>>>>

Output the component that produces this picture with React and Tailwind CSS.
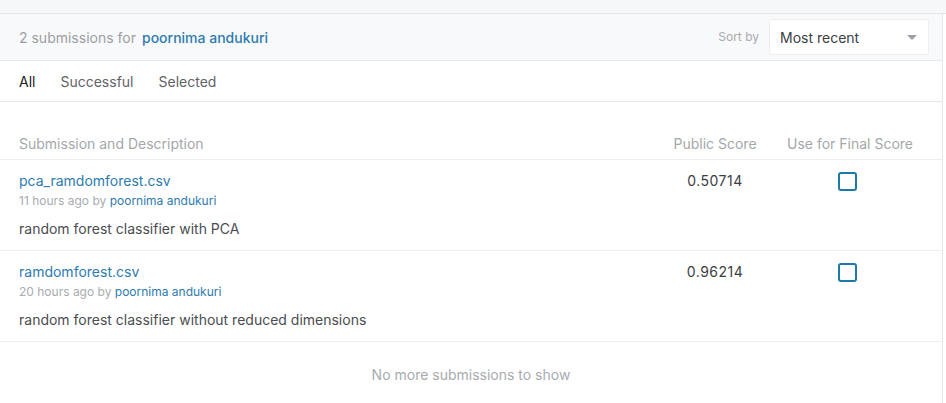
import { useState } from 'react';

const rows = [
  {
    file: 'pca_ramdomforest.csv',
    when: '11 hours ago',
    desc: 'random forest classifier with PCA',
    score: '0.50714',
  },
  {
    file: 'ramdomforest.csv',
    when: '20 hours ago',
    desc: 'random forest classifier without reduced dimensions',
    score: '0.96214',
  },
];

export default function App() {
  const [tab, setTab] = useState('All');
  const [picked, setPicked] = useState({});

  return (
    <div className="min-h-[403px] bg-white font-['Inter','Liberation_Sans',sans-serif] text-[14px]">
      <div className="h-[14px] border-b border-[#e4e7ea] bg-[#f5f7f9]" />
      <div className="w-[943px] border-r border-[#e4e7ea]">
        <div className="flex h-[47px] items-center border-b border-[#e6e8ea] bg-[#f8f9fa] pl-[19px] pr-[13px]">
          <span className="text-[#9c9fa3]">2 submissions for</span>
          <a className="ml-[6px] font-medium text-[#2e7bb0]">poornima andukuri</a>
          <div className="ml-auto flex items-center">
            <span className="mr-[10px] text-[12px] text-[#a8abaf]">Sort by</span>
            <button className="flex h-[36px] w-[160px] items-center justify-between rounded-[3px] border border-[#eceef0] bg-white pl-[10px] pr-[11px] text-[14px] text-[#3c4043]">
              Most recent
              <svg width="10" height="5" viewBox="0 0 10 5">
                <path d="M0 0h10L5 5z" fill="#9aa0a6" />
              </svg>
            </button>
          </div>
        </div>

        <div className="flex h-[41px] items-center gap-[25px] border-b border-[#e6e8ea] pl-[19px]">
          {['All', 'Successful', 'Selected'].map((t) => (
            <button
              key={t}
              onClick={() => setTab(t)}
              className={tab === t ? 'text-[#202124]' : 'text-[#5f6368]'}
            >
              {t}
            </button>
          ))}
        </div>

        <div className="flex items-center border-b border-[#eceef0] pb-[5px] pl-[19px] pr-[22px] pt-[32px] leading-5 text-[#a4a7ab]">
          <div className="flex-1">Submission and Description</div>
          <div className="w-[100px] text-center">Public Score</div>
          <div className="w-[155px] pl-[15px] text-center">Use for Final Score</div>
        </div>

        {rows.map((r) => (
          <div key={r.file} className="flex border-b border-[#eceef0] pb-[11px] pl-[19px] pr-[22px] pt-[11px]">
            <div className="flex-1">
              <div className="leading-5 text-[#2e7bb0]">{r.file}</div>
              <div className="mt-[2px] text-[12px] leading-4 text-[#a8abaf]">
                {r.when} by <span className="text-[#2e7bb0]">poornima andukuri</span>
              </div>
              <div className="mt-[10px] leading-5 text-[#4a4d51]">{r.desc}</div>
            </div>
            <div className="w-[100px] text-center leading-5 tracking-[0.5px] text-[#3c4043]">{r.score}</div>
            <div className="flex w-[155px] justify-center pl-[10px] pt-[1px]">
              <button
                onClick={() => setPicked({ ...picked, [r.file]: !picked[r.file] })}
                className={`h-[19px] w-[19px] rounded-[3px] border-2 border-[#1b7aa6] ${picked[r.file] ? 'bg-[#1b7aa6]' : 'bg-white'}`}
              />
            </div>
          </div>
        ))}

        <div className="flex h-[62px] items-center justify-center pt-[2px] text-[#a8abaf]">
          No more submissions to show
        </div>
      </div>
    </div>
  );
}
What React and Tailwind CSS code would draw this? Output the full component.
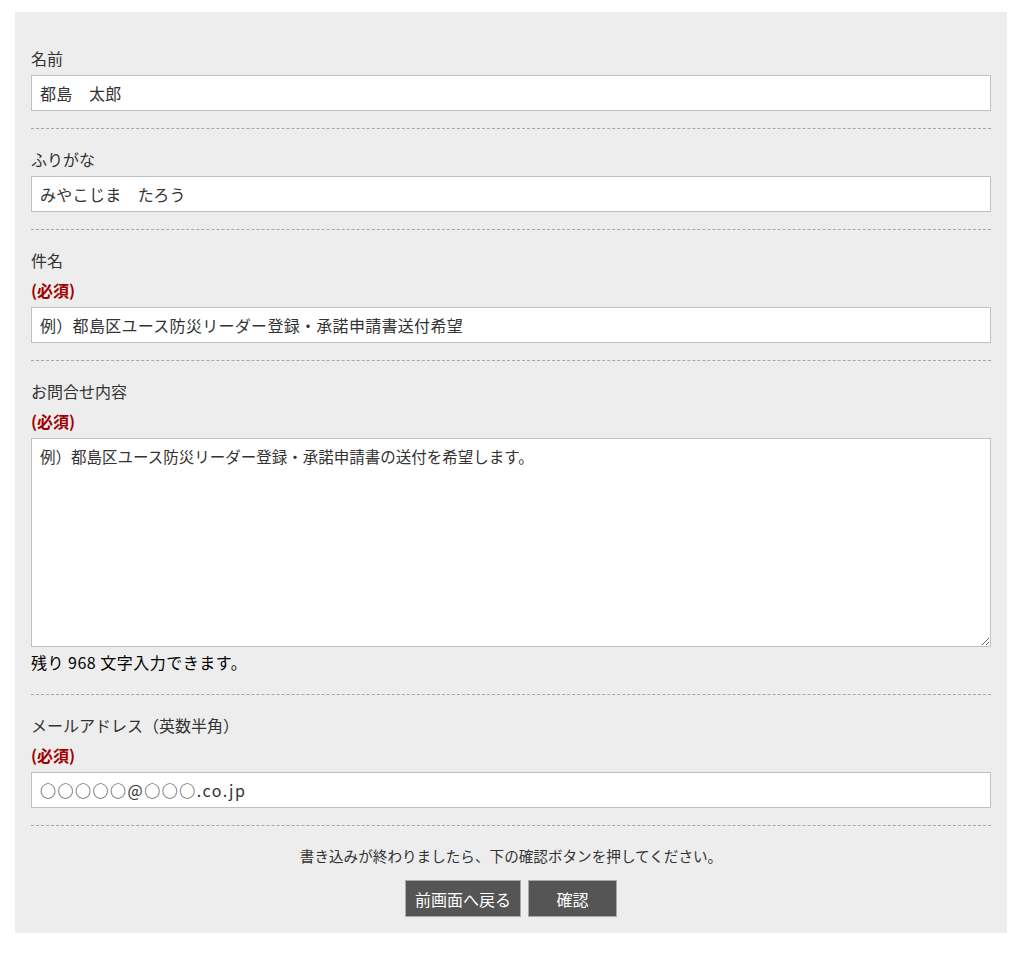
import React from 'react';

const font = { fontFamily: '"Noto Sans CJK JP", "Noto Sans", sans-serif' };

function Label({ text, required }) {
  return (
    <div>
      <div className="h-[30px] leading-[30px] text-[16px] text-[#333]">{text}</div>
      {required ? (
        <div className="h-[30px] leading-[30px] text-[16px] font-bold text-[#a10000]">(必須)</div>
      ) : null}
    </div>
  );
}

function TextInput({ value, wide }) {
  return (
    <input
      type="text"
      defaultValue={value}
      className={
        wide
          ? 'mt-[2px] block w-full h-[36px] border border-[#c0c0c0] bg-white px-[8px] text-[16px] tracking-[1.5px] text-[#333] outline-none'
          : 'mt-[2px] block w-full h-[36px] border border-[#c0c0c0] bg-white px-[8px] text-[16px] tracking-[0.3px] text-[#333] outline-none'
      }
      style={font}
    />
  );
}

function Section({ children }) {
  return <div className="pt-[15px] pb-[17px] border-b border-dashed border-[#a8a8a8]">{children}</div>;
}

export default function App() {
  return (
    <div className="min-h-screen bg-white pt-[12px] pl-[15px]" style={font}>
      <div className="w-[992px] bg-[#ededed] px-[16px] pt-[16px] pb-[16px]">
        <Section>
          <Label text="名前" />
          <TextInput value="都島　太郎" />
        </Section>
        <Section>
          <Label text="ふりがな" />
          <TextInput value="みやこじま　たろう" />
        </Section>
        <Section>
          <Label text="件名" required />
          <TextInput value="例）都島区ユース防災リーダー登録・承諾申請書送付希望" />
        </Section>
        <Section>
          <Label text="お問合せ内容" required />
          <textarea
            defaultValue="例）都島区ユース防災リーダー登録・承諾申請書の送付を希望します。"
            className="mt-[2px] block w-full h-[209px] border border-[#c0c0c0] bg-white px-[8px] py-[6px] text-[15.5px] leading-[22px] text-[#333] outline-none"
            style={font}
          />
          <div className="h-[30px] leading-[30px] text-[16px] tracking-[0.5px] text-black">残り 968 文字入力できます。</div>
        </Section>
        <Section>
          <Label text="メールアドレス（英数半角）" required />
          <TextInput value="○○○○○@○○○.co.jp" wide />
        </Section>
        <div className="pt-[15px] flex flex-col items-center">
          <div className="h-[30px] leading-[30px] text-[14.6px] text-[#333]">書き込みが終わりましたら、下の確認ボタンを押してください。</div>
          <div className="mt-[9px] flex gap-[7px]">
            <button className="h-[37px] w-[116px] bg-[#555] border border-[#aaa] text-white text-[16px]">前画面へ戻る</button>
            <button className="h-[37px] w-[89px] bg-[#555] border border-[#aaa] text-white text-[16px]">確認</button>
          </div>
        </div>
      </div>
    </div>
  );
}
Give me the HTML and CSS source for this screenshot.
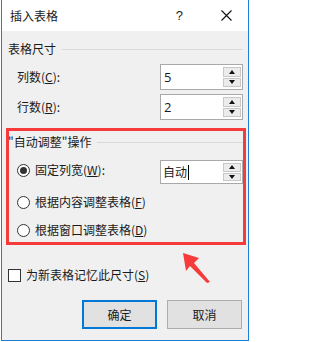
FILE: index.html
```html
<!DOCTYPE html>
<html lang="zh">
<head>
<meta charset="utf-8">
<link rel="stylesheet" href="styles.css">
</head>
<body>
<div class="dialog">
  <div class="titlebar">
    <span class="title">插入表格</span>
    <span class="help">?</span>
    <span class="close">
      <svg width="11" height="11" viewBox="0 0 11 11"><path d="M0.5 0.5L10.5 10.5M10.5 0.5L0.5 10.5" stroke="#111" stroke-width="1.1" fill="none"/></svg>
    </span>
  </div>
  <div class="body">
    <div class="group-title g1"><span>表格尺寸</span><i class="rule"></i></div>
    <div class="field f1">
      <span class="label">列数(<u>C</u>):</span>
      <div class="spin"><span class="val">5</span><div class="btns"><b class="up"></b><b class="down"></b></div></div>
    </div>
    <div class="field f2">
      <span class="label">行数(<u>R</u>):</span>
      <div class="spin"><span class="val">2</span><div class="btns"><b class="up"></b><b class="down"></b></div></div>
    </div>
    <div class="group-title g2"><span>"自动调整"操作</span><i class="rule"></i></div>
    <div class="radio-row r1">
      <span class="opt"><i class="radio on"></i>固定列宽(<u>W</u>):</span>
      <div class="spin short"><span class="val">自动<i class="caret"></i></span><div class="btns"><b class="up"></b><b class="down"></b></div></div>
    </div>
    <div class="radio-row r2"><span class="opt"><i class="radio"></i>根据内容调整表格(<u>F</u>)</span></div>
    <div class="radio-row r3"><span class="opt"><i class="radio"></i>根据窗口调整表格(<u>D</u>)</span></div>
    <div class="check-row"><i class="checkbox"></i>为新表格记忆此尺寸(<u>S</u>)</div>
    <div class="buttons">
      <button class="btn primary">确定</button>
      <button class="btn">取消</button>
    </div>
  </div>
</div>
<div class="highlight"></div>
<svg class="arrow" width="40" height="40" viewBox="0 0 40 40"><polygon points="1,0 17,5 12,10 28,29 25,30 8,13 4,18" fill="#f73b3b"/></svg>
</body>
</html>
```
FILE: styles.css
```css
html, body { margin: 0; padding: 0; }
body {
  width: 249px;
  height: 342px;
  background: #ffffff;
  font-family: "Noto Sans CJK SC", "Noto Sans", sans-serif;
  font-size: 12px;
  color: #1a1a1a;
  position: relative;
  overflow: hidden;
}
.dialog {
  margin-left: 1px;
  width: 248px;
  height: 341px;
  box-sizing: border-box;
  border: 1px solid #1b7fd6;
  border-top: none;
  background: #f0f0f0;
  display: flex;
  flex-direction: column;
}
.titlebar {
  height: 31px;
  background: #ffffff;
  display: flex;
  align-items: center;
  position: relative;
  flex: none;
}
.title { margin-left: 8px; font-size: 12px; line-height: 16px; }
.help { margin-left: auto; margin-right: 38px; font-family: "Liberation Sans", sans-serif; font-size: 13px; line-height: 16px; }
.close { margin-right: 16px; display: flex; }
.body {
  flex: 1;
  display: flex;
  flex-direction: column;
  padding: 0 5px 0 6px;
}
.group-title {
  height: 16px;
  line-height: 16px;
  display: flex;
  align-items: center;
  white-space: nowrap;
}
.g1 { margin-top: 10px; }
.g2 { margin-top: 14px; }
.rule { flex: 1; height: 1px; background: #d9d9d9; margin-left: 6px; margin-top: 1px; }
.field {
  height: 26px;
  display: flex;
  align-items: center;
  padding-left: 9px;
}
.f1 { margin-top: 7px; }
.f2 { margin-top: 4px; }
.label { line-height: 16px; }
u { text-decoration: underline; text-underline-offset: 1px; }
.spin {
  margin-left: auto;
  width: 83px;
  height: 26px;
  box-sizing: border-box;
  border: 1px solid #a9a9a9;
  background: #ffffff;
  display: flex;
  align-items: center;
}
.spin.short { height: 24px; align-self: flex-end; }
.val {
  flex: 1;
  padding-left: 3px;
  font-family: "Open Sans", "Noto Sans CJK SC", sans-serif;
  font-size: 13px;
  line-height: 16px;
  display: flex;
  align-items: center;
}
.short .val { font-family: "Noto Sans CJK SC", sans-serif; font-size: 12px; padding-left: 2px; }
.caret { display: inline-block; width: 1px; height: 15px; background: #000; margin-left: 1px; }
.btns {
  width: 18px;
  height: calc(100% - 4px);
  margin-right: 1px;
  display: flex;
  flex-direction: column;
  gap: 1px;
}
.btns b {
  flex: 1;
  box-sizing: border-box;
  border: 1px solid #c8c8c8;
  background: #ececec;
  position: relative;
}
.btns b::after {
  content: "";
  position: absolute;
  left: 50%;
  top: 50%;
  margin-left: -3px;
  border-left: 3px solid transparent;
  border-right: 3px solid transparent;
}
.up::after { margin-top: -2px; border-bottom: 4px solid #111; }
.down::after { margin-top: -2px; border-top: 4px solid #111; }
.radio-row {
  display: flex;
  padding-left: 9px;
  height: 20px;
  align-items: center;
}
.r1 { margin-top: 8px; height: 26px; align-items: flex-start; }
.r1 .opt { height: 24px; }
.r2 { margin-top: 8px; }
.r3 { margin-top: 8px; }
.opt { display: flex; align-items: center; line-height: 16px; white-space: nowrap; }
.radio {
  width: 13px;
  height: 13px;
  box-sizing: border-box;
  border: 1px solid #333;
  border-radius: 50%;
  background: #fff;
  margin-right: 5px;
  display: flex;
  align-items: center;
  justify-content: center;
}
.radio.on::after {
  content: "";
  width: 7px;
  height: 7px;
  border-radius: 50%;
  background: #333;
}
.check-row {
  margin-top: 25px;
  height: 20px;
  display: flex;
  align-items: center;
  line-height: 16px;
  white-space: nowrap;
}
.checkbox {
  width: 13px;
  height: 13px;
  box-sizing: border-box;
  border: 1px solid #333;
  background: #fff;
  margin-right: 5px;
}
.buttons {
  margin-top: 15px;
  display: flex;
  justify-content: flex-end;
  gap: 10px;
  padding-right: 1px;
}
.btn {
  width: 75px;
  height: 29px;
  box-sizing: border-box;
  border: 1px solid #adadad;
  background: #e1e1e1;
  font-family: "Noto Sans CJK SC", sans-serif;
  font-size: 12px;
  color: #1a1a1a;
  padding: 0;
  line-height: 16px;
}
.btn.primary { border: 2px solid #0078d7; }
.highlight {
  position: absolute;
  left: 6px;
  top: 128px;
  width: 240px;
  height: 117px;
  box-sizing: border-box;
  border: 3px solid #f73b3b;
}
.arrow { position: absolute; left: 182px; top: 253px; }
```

<<<<

What is being asked: From the opening line of the listing above through the line bearing "const [picked, setPicked]", repeat each line exactly. Drop every picture.

Output for this exercise:
Output the component that produces this picture with React and Tailwind CSS.
import { useState } from 'react';

const rows = [
  {
    file: 'pca_ramdomforest.csv',
    when: '11 hours ago',
    desc: 'random forest classifier with PCA',
    score: '0.50714',
  },
  {
    file: 'ramdomforest.csv',
    when: '20 hours ago',
    desc: 'random forest classifier without reduced dimensions',
    score: '0.96214',
  },
];

export default function App() {
  const [tab, setTab] = useState('All');
  const [picked, setPicked] = useState({});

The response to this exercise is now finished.